Alternatively, the weather object could be represented less specifically and simpler as an enum e.g. by the values sunny, cloudy, rainy

example

{
  "last_updated": "2024-04-26T13:34:13+02:00",
  "ttl": 60,
  "version": "3.0",
  "data": {
    "forecasts": [
      {
        "station_id": "b18e1952-16da-47d7-b0fd-a361cc6a8a94",
        "area_polygon": {
          "type": "MultiPolygon",
          "coordinates": [
            [
              [
                [
                  -122.655775,
                  45.516445
                ],
                [
                  -122.655705,
                  45.516445
                ],
                [
                  -122.655705,
                  45.516495
                ],
                [
                  -122.655775,
                  45.516495
                ],
                [
                  -122.655775,
                  45.516445
                ]
              ]
            ]
          ]
        },
        "area_geohash": "u0wn",
        "period": {
          "start_date": "2024-04-26T13:34:13+02:00",
          "end_date": "2024-04-26T18:34:13+02:00"
        },
        "days_of_the_week": [
          "monday"
        ],
        "months": [
          "may",
          "june"
        ],
        "weather": {
          "min_temperature": 20,
          "max_temperature": 30,
          "min_precipitation": 2,
          "max_precipitation": 5,
          "minWindSpeed": 5,
          "maxWindSpeed": 8
        },
        "weather_alternative": "sunny",
        "probability": 0.6116679853387422
      }
    ]
  }
}

final words

So this is just my first proposal. I guess there are a lot of ideas, to improve this proposal. So please give me feedback or add proposals.

[sven4all]

Hi @tobsesHub,

It's an interesting idea, but I doubt if GBFS is the right place to put this kind of data in.

In my opinion the goal of GBFS is to make it possible to communicate raw data of shared mobilityoperators to parties that aggregate and integrate data.

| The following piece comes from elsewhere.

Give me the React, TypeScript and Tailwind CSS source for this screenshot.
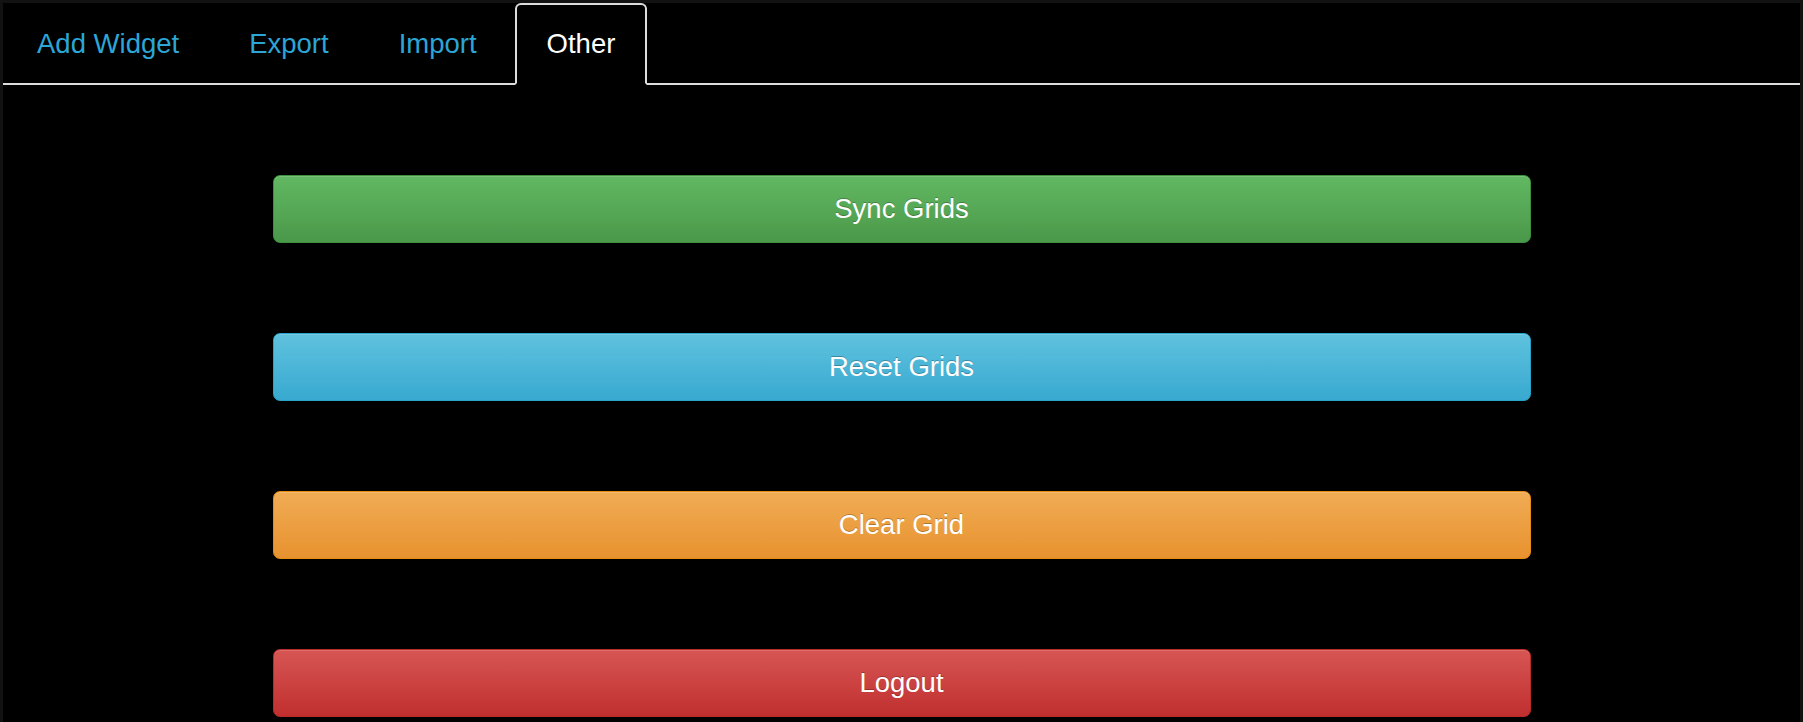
import React from "react";

const tabs = ["Add Widget", "Export", "Import", "Other"];
const active = "Other";

type Action = {
  label: string;
  cls: string;
};

const actions: Action[] = [
  {
    label: "Sync Grids",
    cls: "bg-[linear-gradient(to_bottom,#62b862_0%,#4a984a_100%)] border-[#3e8f3e]",
  },
  {
    label: "Reset Grids",
    cls: "bg-[linear-gradient(to_bottom,#5fc2de_0%,#38a9d0_100%)] border-[#28a4c9]",
  },
  {
    label: "Clear Grid",
    cls: "bg-[linear-gradient(to_bottom,#f0ac55_0%,#e8922f_100%)] border-[#e38d13]",
  },
  {
    label: "Logout",
    cls: "bg-[linear-gradient(to_bottom,#d65654_0%,#c02f2f_100%)] border-[#b92c28]",
  },
];

export default function App() {
  return (
    <div
      className="h-[722px] w-full overflow-hidden bg-[#121212] px-[3px] pt-[3px]"
      style={{ fontFamily: '"Liberation Sans", Arial, sans-serif' }}
    >
      <div className="h-full bg-black">
        {/* Tabs */}
        <ul className="flex border-b-2 border-[#dcdcdc] pl-[2px]">
          {tabs.map((t) => {
            const on = t === active;
            return (
              <li
                key={t}
                className={
                  on
                    ? "-mb-[2px] mr-[6px] flex h-[82px] items-center rounded-t-[6px] border-2 border-[#dcdcdc] border-b-transparent bg-black px-[30px] text-[27.5px] text-white"
                    : "-mb-[2px] mr-[6px] flex h-[82px] items-center border-2 border-transparent px-[30px] text-[27.5px] text-[#2ca6d6]"
                }
              >
                {t}
              </li>
            );
          })}
        </ul>

        {/* Actions */}
        <div className="flex flex-col items-center gap-[90px] pt-[90px]">
          {actions.map((a) => (
            <button
              key={a.label}
              className={`flex h-[68px] w-[1258px] items-center justify-center rounded-[7px] border text-[27.5px] text-white shadow-[inset_0_1px_0_rgba(255,255,255,0.15),0_1px_1px_rgba(0,0,0,0.075)] [text-shadow:0_-1px_0_rgba(0,0,0,0.25)] ${a.cls}`}
            >
              {a.label}
            </button>
          ))}
        </div>
      </div>
    </div>
  );
}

It would make more sense to add this kind of inteligence at the side of the integrator instead of at the operator's side. That make's it easier to have consistent predictions behaviour across all operators.

[tobsesHub]

@sven4all Thanks, that's a good point.
Do you know any kind of standard where something like this would fit better.

[sven4all]

I am not aware of that at this moment. I think the best approach is to just get started. During the experimental fase of developing this you will be the only integrator that is doing this. If there is in the future a need to combine predictions of different integrators with each other it's the moment to develop an new standard (or you are defacto the standard because you was the first one).

[matt-wirtz]

To widen the discussion: When it comes to operations and predicting where shared vehicles without time slot reservation are available in the future I think the operator himself has the most information and best knowledge to make predictions. He is the only one you knows what his operations team is planning. They may plan to redistribute existing vehicles, put in new ones etc. And he has (should have) the most data regarding historical demand.
So I think that each operator knows his service and operations the best and therefore would be a very good source for the predictions mentioned by @tobsesHub.

[tdelmas]

• Operators may have unique insights so in some case only them can publish a realistic forecast 👍
• Weather may not have its place here (at least for a first version)
• Why introducing a new concept, geohash, when it could simply refer to a (new) kind of area (like "forecast" area), or an inline polygon as proposed with area_polygon.

[tobsesHub]

Okay, good points. I'm not sure at the moment.
There are probably several sources that could provide such forecast data.
The operator, because he has the data, but maybe also other service providers who want to offer such a service and specialize in forecasts.

@tdelmas
Yes, I also think the weather might be too much for the first version, although it has a big impact on the forecast.
The idea of geohahsh was that it can be better cached on the client side. If you have a lot of areas for the prediction data, using a geojson would also be a large amount of data. With a geohash it would be much less data.
But I think for the first version we could offer just the area_polygon.

[testower]

As a consumer, how do you suggest the data is used? I think this could be simplified greatly, given a certain time and location, will there or will there not be a vehicle available? Everything else is noise and will lead to different consumers showing different truths to users. Maybe probability is ok, assuming this probability is shown to the user. However, journey planner engines don't work with probabilities.

[futuretap]

I'm a bit sceptic whether a purely probabilistic approach is a) useful for consumers and b) feasible for providers.

[matt-wirtz]

I'm very optimistic that a forecast of availability is useful for consumers. I think there was a discussion on slack where someone shared this screenshot from velib where they do forecasts for the next 30 and 60 minutes.
It's quite common for rental systems that you have cyclical vehicle movement patterns which share common directions. So there might be a rail station where lot of bikes are rented in the morning by the commuters and brought back in the evening when commuting back. Especially around noon the probability to find a bike close by might be very low. So when traveling in this area I assume that consumers would very much appreciate the info in their journey planning app that at the time they will arrive at this rail station there is only a low probability that a rental bike is available. Even if at the time point of planning - maybe the day before in the evening - a lot of rental bikes are available. So consumers can plan to walk and reserve the necessary time for it.